I know I have said this before but honestly, I am not building a show car. I have no desire to compete for trophies. What I do want is for the guy who buys this car to see a car the doesn't look like it was drug out of the woods and built in a week for some reality TV show.

John
 
#17,270 ·
I've just found that if it's hard to spread filler on, like a firewall or tail gate for instance, polyester primer is the bomb!

It FILLS, you can literally tape a quarter onto a fender and bury it with poly primer.

Brian
 
#17,271 ·
I've just found that if it's hard to spread filler on, like a firewall or tail gate for instance, polyester primer is the bomb!

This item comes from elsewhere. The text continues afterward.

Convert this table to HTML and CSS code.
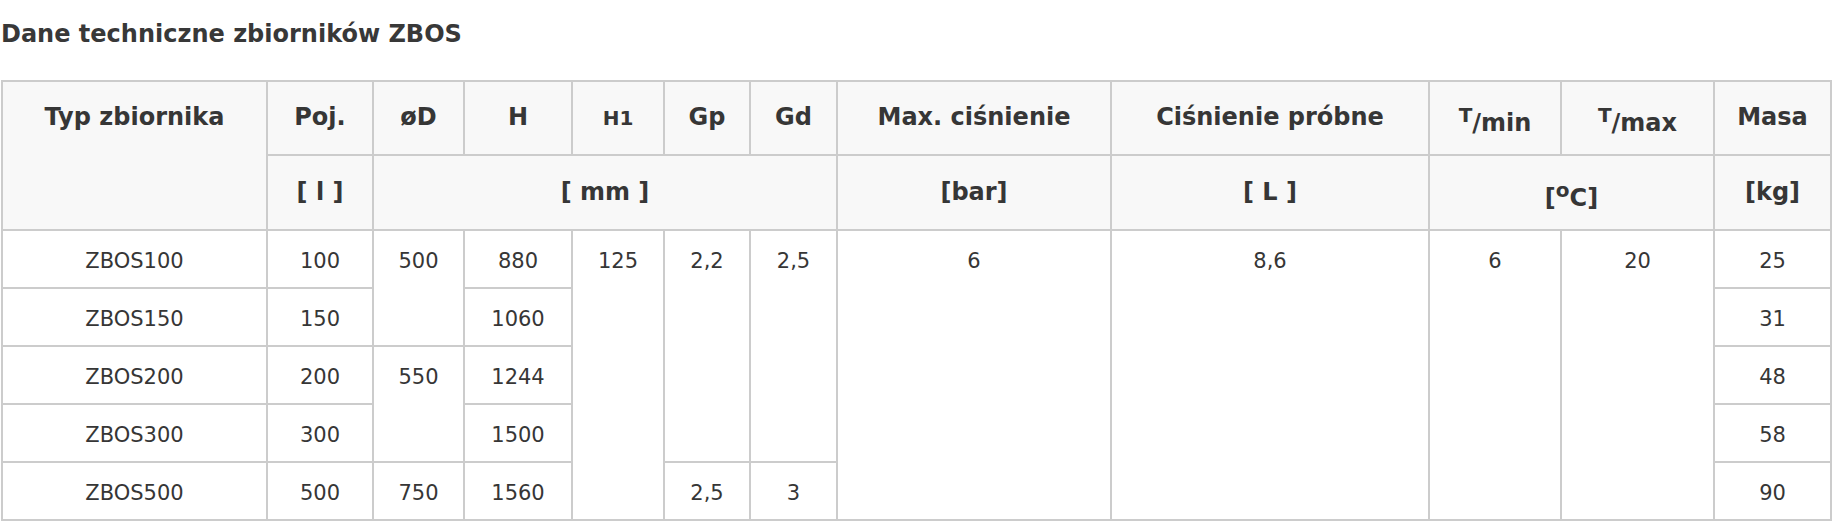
FILE: index.html
```html
<!DOCTYPE html>
<html lang="pl">
<head>
<meta charset="utf-8">
<title>Dane techniczne zbiorników ZBOS</title>
<link rel="stylesheet" href="styles.css">
</head>
<body>
<div class="page">
  <h2 class="title">Dane techniczne zbiorników ZBOS</h2>
  <table class="specs">
    <colgroup>
      <col class="c-typ">
      <col class="c-poj">
      <col class="c-d">
      <col class="c-h">
      <col class="c-h1">
      <col class="c-gp">
      <col class="c-gd">
      <col class="c-max">
      <col class="c-prob">
      <col class="c-tmin">
      <col class="c-tmax">
      <col class="c-masa">
    </colgroup>
    <thead>
      <tr class="head-names">
        <th rowspan="2">Typ zbiornika</th>
        <th>Poj.</th>
        <th>øD</th>
        <th>H</th>
        <th class="small-head">H1</th>
        <th>Gp</th>
        <th>Gd</th>
        <th>Max. ciśnienie</th>
        <th>Ciśnienie próbne</th>
        <th><sup class="t-sym">T</sup>/min</th>
        <th><sup class="t-sym">T</sup>/max</th>
        <th>Masa</th>
      </tr>
      <tr class="head-units">
        <th>[ l ]</th>
        <th colspan="5">[ mm ]</th>
        <th>[bar]</th>
        <th>[ L ]</th>
        <th colspan="2">[<sup class="deg">o</sup>C]</th>
        <th>[kg]</th>
      </tr>
    </thead>
    <tbody>
      <tr>
        <td>ZBOS100</td>
        <td>100</td>
        <td rowspan="2">500</td>
        <td>880</td>
        <td rowspan="5">125</td>
        <td rowspan="4">2,2</td>
        <td rowspan="4">2,5</td>
        <td rowspan="5">6</td>
        <td rowspan="5">8,6</td>
        <td rowspan="5">6</td>
        <td rowspan="5">20</td>
        <td>25</td>
      </tr>
      <tr>
        <td>ZBOS150</td>
        <td>150</td>
        <td>1060</td>
        <td>31</td>
      </tr>
      <tr>
        <td>ZBOS200</td>
        <td>200</td>
        <td rowspan="2">550</td>
        <td>1244</td>
        <td>48</td>
      </tr>
      <tr>
        <td>ZBOS300</td>
        <td>300</td>
        <td>1500</td>
        <td>58</td>
      </tr>
      <tr>
        <td>ZBOS500</td>
        <td>500</td>
        <td>750</td>
        <td>1560</td>
        <td>2,5</td>
        <td>3</td>
        <td>90</td>
      </tr>
    </tbody>
  </table>
</div>
</body>
</html>
```
FILE: styles.css
```css
body {
  margin: 0;
  background: #ffffff;
  color: #363636;
  font-family: "DejaVu Sans", Verdana, sans-serif;
}

.page {
  padding: 20px 0 0 1px;
}

.title {
  margin: 0 0 32px;
  font-size: 24px;
  font-weight: bold;
  line-height: normal;
  color: #383838;
}

.specs {
  border-collapse: collapse;
  table-layout: fixed;
  width: 1831px;
}

.c-typ { width: 265px; }
.c-poj { width: 106px; }
.c-d { width: 91px; }
.c-h { width: 108px; }
.c-h1 { width: 92px; }
.c-gp { width: 86px; }
.c-gd { width: 87px; }
.c-max { width: 274px; }
.c-prob { width: 318px; }
.c-tmin { width: 132px; }
.c-tmax { width: 153px; }
.c-masa { width: 117px; }

.specs th,
.specs td {
  border: 2px solid #cccccc;
  text-align: center;
  vertical-align: top;
}

.specs th {
  background: #f8f8f8;
  font-size: 24px;
  font-weight: bold;
  line-height: normal;
  padding: 21px 4px 17px;
}

.specs .head-units th {
  padding: 22px 4px 17px;
}

.specs th.small-head {
  font-size: 20px;
  padding-top: 24px;
}

.t-sym {
  font-size: 20px;
}

.deg {
  font-size: 20px;
}

.specs td {
  font-size: 21px;
  line-height: 24px;
  padding: 18px 4px 14px;
}
```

It FILLS, you can literally tape a quarter onto a fender and bury it with poly primer.

Brian
Thanks.
Sounds like what I'll need when the time comes.
 
#17,272 ·
I've just found that if it's hard to spread filler on, like a firewall or tail gate for instance, polyester primer is the bomb!

It FILLS, you can literally tape a quarter onto a fender and bury it with poly primer.

Brian
I agree. I believe you could. It is like spraying body filler for sure.

I just thought that since this was all flat and I could get a 5 inch da to most of it the filler would be easier to control with less overspray to deal with.

You, of course, do realize the filler was cheaper. :D:D:D

John "Mr Frugal" Long
 
#17,273 ·
I agree. I believe you could. It is like spraying body filler for sure.

I just thought that since this was all flat and I could get a 5 inch da to most of it the filler would be easier to control with less overspray to deal with.

You, of course, do realize the filler was cheaper. :D:D:D

John "Mr Frugal" Long
I KNEW the truth would eventually come out... ...
 
#17,276 ·
I had five minutes with a grinder under it at the end of the day of welding, thats it. So it will be more like the firewall when done. Goin for smooth where it counts. I gotta remember that floor was put together and tacked in the car with it on the frame, and the firewall and entire floor are fabbed. I just tried to keep going with what he had in mind but did take a liberty or two here and there.